## The request
Go through the entries one line at a time, and gather every line that has the word "this".

begin Provided information

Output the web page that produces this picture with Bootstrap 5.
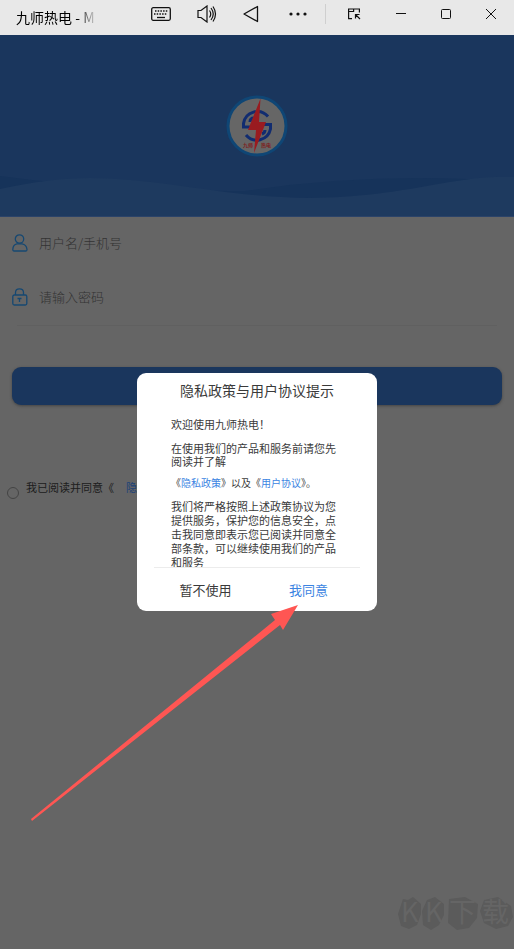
<!DOCTYPE html>
<html lang="zh-CN">
<head>
<meta charset="utf-8">
<meta name="viewport" content="width=device-width, initial-scale=1">
<title>九师热电</title>
<link href="https://cdn.jsdelivr.net/npm/bootstrap@5.3.0/dist/css/bootstrap.min.css" rel="stylesheet">
<style>
body{font-family:"Noto Sans CJK SC",sans-serif;background:#656565;color:#1c1c1c;min-height:100vh}
svg{display:block;flex:none}
.titlebar{height:35px;background:#e8e8e8}
.app-name{width:82px;font-size:14px;line-height:34px;background:linear-gradient(90deg,#000 75%,#e8e8e8 99%);-webkit-background-clip:text;background-clip:text;color:transparent;overflow:hidden}
.tools{gap:26px;margin-right:18px}
.wins{width:189px;border-left:1px solid #cfcfcf;height:20px;padding:0 18px 0 17px}
.tbtn{color:#111;line-height:0}
.hero{height:182px;background:#1a365d;border-bottom:1px solid #2b4369}
.hero .crest{padding-top:60px}
.field-row{height:54px;gap:11px;padding:0 16px 2px 12px}
.field-row input{font:inherit;font-size:13px;font-weight:300;background:transparent;color:#333;outline:0}
.field-row input::placeholder{color:#333;opacity:1}
.rule{height:1px;background:#606060;margin:0 17px}
.login-wrap{padding:41px 12px 0}
.login{height:38px;border-radius:9px;background:#1a365d;box-shadow:0 1px 3px #444}
.agree{font-size:11px;line-height:16px;gap:7px;padding:74px 0 0 7px}
.agree input{appearance:none;width:12px;height:12px;border:1px solid #444;border-radius:50%;margin:8px 0 0}
.agree a{color:#1c4278;margin-left:12px}
.veil{padding-top:35px}
.dialog{width:240px;height:238px;border-radius:9px;background:#fff;color:#3a3a3a}
.dialog h1{font-size:14px;line-height:20px;font-weight:400;margin:7px 0 0}
.terms{font-size:11px;line-height:14px;padding:17px 34px 0;min-height:0}
.terms p{margin-bottom:11px}
.terms .tight{line-height:13px;margin-bottom:8px}
.terms .small-line{font-size:10px;margin-bottom:9px}
.dialog a,.ok{color:#3b84e2}
.acts{margin:0 17px;border-top:1px solid #ececec;height:44px;flex:none}
.acts button{font-size:13px;color:#3a3a3a}
.acts .ok{color:#3b84e2}
.pointer{left:30px;top:600px}
.brand{right:0;bottom:16px;overflow:visible}
</style>
<script src="https://cdn.jsdelivr.net/npm/bootstrap@5.3.0/dist/js/bootstrap.bundle.min.js"></script>
</head>
<body class="position-relative">
<header class="titlebar d-flex justify-content-between">
  <div class="app-name ms-3 text-nowrap">九师热电 - M</div>
  <div class="d-flex pb-2 align-items-center">
    <div class="tools d-flex align-items-center">
      <button class="tbtn btn p-0 border-0" aria-label="键盘"><svg width="20" height="14" fill="none" stroke="#111" stroke-width="1.3"><rect x=".7" y=".7" width="18.6" height="12.6" rx="1.5"/><path d="M4 4h12.500M3 7h13" stroke-dasharray="1.5 1.2"/><path d="M6 10.500h8"/></svg></button>
      <button class="tbtn btn p-0 border-0" aria-label="音量"><svg width="20" height="18" fill="none" stroke="#111" stroke-width="1.2"><path d="M1 5.500h3l6-4.500v16l-6-4.500H1zM12.500 5.500q2.500 3.500 0 7M14 3q4.500 6 0 12M16 1.500q5 7.500 0 15"/></svg></button>
      <button class="tbtn btn p-0 border-0" aria-label="返回"><svg width="16" height="18" fill="none" stroke="#111" stroke-width="1.3" stroke-linejoin="round"><path d="M14.500 1.500v15L1 9z"/></svg></button>
      <button class="tbtn btn p-0 border-0 ms-1" aria-label="更多"><svg width="18" height="4" fill="#111"><circle cx="2" cy="2" r="1.6"/><circle cx="9" cy="2" r="1.6"/><circle cx="16" cy="2" r="1.6"/></svg></button>
    </div>
    <div class="wins d-flex justify-content-between align-items-center">
      <button class="tbtn btn p-0 border-0 ms-1" aria-label="小窗"><svg width="14" height="12" fill="none" stroke="#111" stroke-width="1.2"><path d="M5 10.600H1.600V1h10.800v3.500M1.600 3.500h5V1M13 11L8.500 6.500M8.500 10.500v-4h4"/></svg></button>
      <button class="tbtn btn p-0 border-0" aria-label="最小化"><svg width="10" height="10"><path d="M0 4.500h10" stroke="#111"/></svg></button>
      <button class="tbtn btn p-0 border-0" aria-label="最大化"><svg width="10" height="10" fill="none" stroke="#111"><rect x=".5" y=".5" width="9" height="9" rx="1"/></svg></button>
      <button class="tbtn btn p-0 border-0" aria-label="关闭"><svg width="10" height="10"><path d="M0 0l10 10M10 0L0 10" stroke="#111"/></svg></button>
    </div>
  </div>
</header>
<main>
  <section class="hero d-flex flex-column align-items-center justify-content-between">
    <div class="crest"><svg width="62" height="62" viewBox="0 0 62 62"><circle cx="31" cy="31" r="29" fill="#666" stroke="#0f4675" stroke-width="3"/><g fill="none" stroke="#112c70" stroke-width="3"><path d="M42 21.500A14 14 0 0 0 17.500 28.500V32H28M20 40A14 14 0 0 0 44.500 34V29.500H35"/><path d="M28 23q-4 0-4 4M36 39q3-1 3-4"/></g><path d="M34.500 3.500L22 35h8l-2 23 12-31h-7z" fill="#991b20"/><g font-size="5" font-weight="700" fill="#7d2020"><text x="17" y="52">九师</text><text x="35" y="52">热电</text></g></svg></div>
    <svg class="w-100" height="42" viewBox="0 0 514 42" preserveAspectRatio="none"><path d="M0 2Q120 18 245 17Q330 4 420 4Q470 4 514 8V42H0z" fill="#16335a"/><path d="M0 15Q50 4 90 4C160 4 230 24 310 24C410 23 450 1 514 3V42H0z" fill="#1e3a5f"/></svg>
  </section>
  <form onsubmit="return false">
    <label class="field-row d-flex align-items-center"><svg width="16" height="18" fill="none" stroke="#164872" stroke-width="1.3"><circle cx="7.500" cy="5" r="4.2"/><path d="M.8 15.500Q1 10.500 5 9.800h5q4.500.7 5 5.700 0 1.500-1 1.500H2q-1.200 0-1.200-1.500z"/></svg><input class="border-0 p-0 flex-grow-1" aria-label="用户名" placeholder="用户名/手机号"></label>
    <label class="field-row d-flex align-items-center"><svg width="16" height="18" fill="none" stroke="#164872" stroke-width="1.3"><rect x=".8" y="7" width="14" height="10" rx="1.5"/><path d="M3.500 7V4.500q0-3.700 4-3.700t4 3.700V7"/><path d="M5.500 10.500h4M7.500 10.500V14"/></svg><input type="password" class="border-0 p-0 flex-grow-1" aria-label="密码" placeholder="请输入密码"></label>
    <div class="rule"></div>
    <div class="login-wrap"><button class="login btn border-0 w-100 d-block" aria-label="登录"></button></div>
    <div class="agree d-flex"><input type="checkbox" id="agree"><div><label for="agree">我已阅读并同意《</label><a href="#" class="text-decoration-none">隐</a></div></div>
  </form>
</main>
<div class="veil position-absolute top-0 start-0 w-100 vh-100 d-flex flex-column align-items-center justify-content-center">
  <section class="dialog d-flex flex-column" role="dialog" aria-labelledby="dt">
    <h1 id="dt" class="text-center">隐私政策与用户协议提示</h1>
    <div class="terms flex-grow-1">
      <p>欢迎使用九师热电！</p>
      <p class="tight">在使用我们的产品和服务前请您先阅读并了解</p>
      <p class="small-line">《<a href="#" class="text-decoration-none">隐私政策</a>》以及《<a href="#" class="text-decoration-none">用户协议</a>》。</p>
      <p class="mb-0">我们将严格按照上述政策协议为您提供服务，保护您的信息安全，点击我同意即表示您已阅读并同意全部条款，可以继续使用我们的产品和服务</p>
    </div>
    <div class="acts d-flex"><button class="btn border-0 p-0 w-50">暂不使用</button><button class="btn border-0 p-0 w-50 ok">我同意</button></div>
  </section>
</div>
<svg class="pointer position-absolute" width="270" height="222"><path d="M1 219L245 20 241 14 268 5 253 30 250 25 2 221z" fill="#ff5653"/></svg>
<svg class="brand position-absolute" width="116" height="38"><g fill="#5b5b5b"><path d="M5 4l5 1 5-3 8 7v10l-4 11-8 4-8-3-3-12z"/><path d="M29 5l8-3 9 7v11l-5 10-8 5-8-5-1-14z"/><path d="M51 4l16-2 13 7-1 14-8 10-12 2-9-7z"/><path d="M86 5l14-3 13 9 2 11-5 9-12 3-12-6-4-12z"/></g><g fill="#656565" font-size="27"><text x="3" y="27">K</text><text x="27" y="27">K</text><text x="51" y="27">下</text><text x="84" y="27">载</text></g></svg>
</body>
</html>
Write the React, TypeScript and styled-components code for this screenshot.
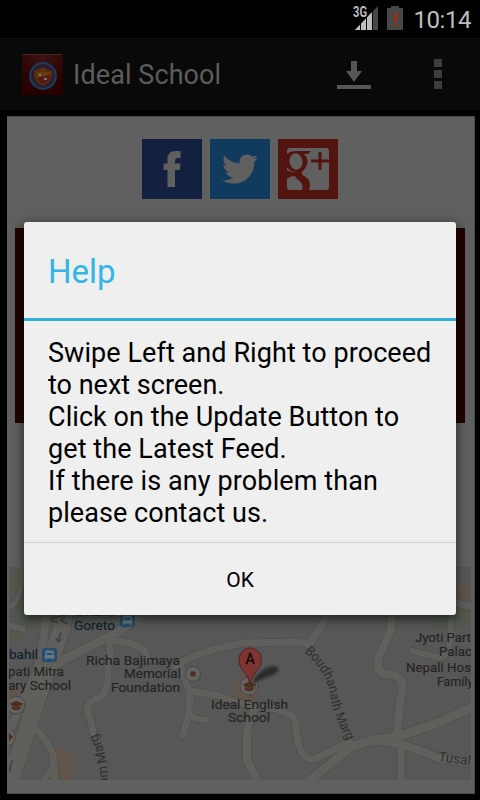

end Provided information

## Full answer
Output the web page that produces this picture with Bootstrap 5.
Write the React, TypeScript and styled-components code for this screenshot.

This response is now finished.